**** AVAILABLE DATA

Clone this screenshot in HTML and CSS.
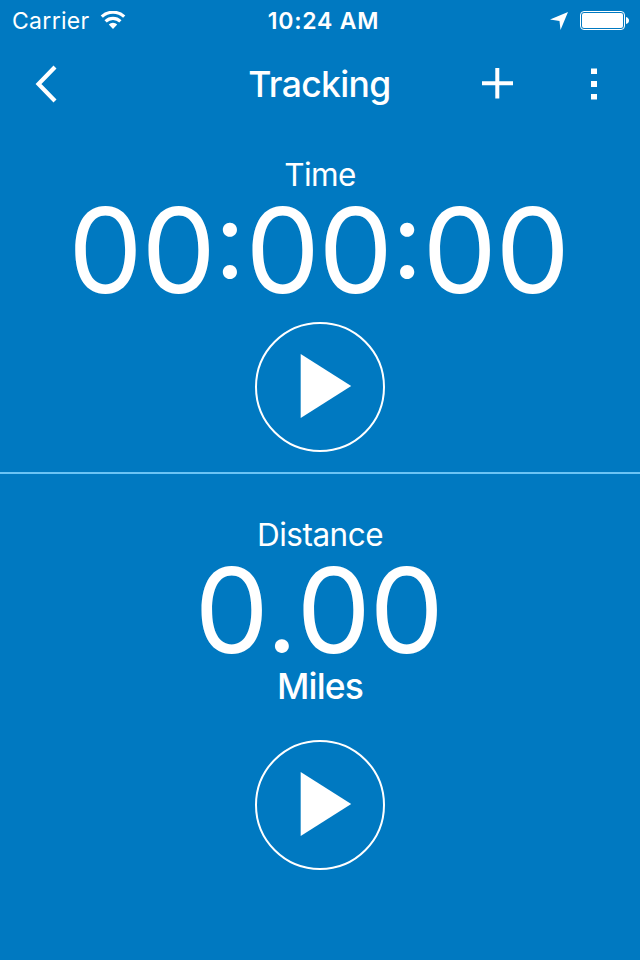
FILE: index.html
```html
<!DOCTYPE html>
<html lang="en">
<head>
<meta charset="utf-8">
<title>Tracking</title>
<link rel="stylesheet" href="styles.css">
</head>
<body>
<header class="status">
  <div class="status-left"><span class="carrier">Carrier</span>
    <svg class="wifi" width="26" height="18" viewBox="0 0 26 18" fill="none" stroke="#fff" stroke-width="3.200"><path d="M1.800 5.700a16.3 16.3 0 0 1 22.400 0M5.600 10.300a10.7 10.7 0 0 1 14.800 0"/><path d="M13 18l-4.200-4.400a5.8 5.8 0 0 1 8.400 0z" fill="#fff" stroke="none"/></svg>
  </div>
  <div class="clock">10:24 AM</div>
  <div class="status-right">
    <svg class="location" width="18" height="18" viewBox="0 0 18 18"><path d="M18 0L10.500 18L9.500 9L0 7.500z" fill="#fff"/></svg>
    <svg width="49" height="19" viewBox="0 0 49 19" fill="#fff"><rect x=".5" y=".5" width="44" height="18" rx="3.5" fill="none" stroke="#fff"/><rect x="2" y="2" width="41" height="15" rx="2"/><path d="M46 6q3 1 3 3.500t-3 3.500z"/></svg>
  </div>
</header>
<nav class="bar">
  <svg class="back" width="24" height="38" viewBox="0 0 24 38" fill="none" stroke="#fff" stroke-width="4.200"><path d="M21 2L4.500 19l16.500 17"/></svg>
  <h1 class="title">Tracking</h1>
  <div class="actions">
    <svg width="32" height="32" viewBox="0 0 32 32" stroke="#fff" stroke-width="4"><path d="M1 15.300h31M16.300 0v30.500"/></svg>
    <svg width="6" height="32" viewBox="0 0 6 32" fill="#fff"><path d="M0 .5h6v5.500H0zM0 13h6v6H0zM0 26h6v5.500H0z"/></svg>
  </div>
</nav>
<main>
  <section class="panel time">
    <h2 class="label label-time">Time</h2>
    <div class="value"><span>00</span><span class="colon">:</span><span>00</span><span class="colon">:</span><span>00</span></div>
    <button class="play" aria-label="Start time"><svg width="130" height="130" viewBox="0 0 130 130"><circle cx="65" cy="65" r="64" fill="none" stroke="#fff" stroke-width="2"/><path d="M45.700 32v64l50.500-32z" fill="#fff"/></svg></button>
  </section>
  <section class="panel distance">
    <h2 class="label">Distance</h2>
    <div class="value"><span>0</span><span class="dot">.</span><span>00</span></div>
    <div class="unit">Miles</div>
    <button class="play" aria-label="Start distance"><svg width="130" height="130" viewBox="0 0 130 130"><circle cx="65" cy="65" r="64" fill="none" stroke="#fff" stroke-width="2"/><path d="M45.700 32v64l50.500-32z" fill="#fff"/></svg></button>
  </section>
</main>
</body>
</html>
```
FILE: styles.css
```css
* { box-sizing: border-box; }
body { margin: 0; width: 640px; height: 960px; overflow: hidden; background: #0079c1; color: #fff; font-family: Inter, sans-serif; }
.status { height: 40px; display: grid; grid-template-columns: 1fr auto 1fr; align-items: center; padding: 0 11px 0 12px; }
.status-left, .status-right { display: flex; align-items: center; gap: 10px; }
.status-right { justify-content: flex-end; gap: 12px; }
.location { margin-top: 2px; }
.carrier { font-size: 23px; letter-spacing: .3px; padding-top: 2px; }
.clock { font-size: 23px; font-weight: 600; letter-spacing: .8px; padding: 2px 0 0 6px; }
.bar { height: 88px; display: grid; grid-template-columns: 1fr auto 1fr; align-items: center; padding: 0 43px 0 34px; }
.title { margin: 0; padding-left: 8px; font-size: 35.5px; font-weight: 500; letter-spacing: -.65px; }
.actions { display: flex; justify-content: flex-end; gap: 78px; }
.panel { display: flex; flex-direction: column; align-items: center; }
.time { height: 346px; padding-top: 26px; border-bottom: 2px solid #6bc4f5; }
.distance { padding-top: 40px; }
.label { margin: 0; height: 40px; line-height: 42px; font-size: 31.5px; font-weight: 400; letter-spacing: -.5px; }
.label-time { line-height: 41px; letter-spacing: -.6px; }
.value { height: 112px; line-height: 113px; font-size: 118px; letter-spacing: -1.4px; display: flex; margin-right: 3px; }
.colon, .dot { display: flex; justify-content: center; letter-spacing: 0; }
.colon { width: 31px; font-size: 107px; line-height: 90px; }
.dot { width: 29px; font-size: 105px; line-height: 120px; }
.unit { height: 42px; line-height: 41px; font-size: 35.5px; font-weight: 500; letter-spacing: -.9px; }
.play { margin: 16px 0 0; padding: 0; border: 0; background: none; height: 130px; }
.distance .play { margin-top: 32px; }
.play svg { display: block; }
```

********

# [EXERCISE PROMPT]
Would you set down the listing exactly, omitting pictures?

# [TASK RESULT]
Clone this screenshot in HTML and CSS.
FILE: index.html
```html
<!DOCTYPE html>
<html lang="en">
<head>
<meta charset="utf-8">
<title>Tracking</title>
<link rel="stylesheet" href="styles.css">
</head>
<body>
<header class="status">
  <div class="status-left"><span class="carrier">Carrier</span>
    <svg class="wifi" width="26" height="18" viewBox="0 0 26 18" fill="none" stroke="#fff" stroke-width="3.200"><path d="M1.800 5.700a16.3 16.3 0 0 1 22.400 0M5.600 10.300a10.7 10.7 0 0 1 14.800 0"/><path d="M13 18l-4.200-4.400a5.8 5.8 0 0 1 8.400 0z" fill="#fff" stroke="none"/></svg>
  </div>
  <div class="clock">10:24 AM</div>
  <div class="status-right">
    <svg class="location" width="18" height="18" viewBox="0 0 18 18"><path d="M18 0L10.500 18L9.500 9L0 7.500z" fill="#fff"/></svg>
    <svg width="49" height="19" viewBox="0 0 49 19" fill="#fff"><rect x=".5" y=".5" width="44" height="18" rx="3.5" fill="none" stroke="#fff"/><rect x="2" y="2" width="41" height="15" rx="2"/><path d="M46 6q3 1 3 3.500t-3 3.500z"/></svg>
  </div>
</header>
<nav class="bar">
  <svg class="back" width="24" height="38" viewBox="0 0 24 38" fill="none" stroke="#fff" stroke-width="4.200"><path d="M21 2L4.500 19l16.500 17"/></svg>
  <h1 class="title">Tracking</h1>
  <div class="actions">
    <svg width="32" height="32" viewBox="0 0 32 32" stroke="#fff" stroke-width="4"><path d="M1 15.300h31M16.300 0v30.500"/></svg>
    <svg width="6" height="32" viewBox="0 0 6 32" fill="#fff"><path d="M0 .5h6v5.500H0zM0 13h6v6H0zM0 26h6v5.500H0z"/></svg>
  </div>
</nav>
<main>
  <section class="panel time">
    <h2 class="label label-time">Time</h2>
    <div class="value"><span>00</span><span class="colon">:</span><span>00</span><span class="colon">:</span><span>00</span></div>
    <button class="play" aria-label="Start time"><svg width="130" height="130" viewBox="0 0 130 130"><circle cx="65" cy="65" r="64" fill="none" stroke="#fff" stroke-width="2"/><path d="M45.700 32v64l50.500-32z" fill="#fff"/></svg></button>
  </section>
  <section class="panel distance">
    <h2 class="label">Distance</h2>
    <div class="value"><span>0</span><span class="dot">.</span><span>00</span></div>
    <div class="unit">Miles</div>
    <button class="play" aria-label="Start distance"><svg width="130" height="130" viewBox="0 0 130 130"><circle cx="65" cy="65" r="64" fill="none" stroke="#fff" stroke-width="2"/><path d="M45.700 32v64l50.500-32z" fill="#fff"/></svg></button>
  </section>
</main>
</body>
</html>
```
FILE: styles.css
```css
* { box-sizing: border-box; }
body { margin: 0; width: 640px; height: 960px; overflow: hidden; background: #0079c1; color: #fff; font-family: Inter, sans-serif; }
.status { height: 40px; display: grid; grid-template-columns: 1fr auto 1fr; align-items: center; padding: 0 11px 0 12px; }
.status-left, .status-right { display: flex; align-items: center; gap: 10px; }
.status-right { justify-content: flex-end; gap: 12px; }
.location { margin-top: 2px; }
.carrier { font-size: 23px; letter-spacing: .3px; padding-top: 2px; }
.clock { font-size: 23px; font-weight: 600; letter-spacing: .8px; padding: 2px 0 0 6px; }
.bar { height: 88px; display: grid; grid-template-columns: 1fr auto 1fr; align-items: center; padding: 0 43px 0 34px; }
.title { margin: 0; padding-left: 8px; font-size: 35.5px; font-weight: 500; letter-spacing: -.65px; }
.actions { display: flex; justify-content: flex-end; gap: 78px; }
.panel { display: flex; flex-direction: column; align-items: center; }
.time { height: 346px; padding-top: 26px; border-bottom: 2px solid #6bc4f5; }
.distance { padding-top: 40px; }
.label { margin: 0; height: 40px; line-height: 42px; font-size: 31.5px; font-weight: 400; letter-spacing: -.5px; }
.label-time { line-height: 41px; letter-spacing: -.6px; }
.value { height: 112px; line-height: 113px; font-size: 118px; letter-spacing: -1.4px; display: flex; margin-right: 3px; }
.colon, .dot { display: flex; justify-content: center; letter-spacing: 0; }
.colon { width: 31px; font-size: 107px; line-height: 90px; }
.dot { width: 29px; font-size: 105px; line-height: 120px; }
.unit { height: 42px; line-height: 41px; font-size: 35.5px; font-weight: 500; letter-spacing: -.9px; }
.play { margin: 16px 0 0; padding: 0; border: 0; background: none; height: 130px; }
.distance .play { margin-top: 32px; }
.play svg { display: block; }
```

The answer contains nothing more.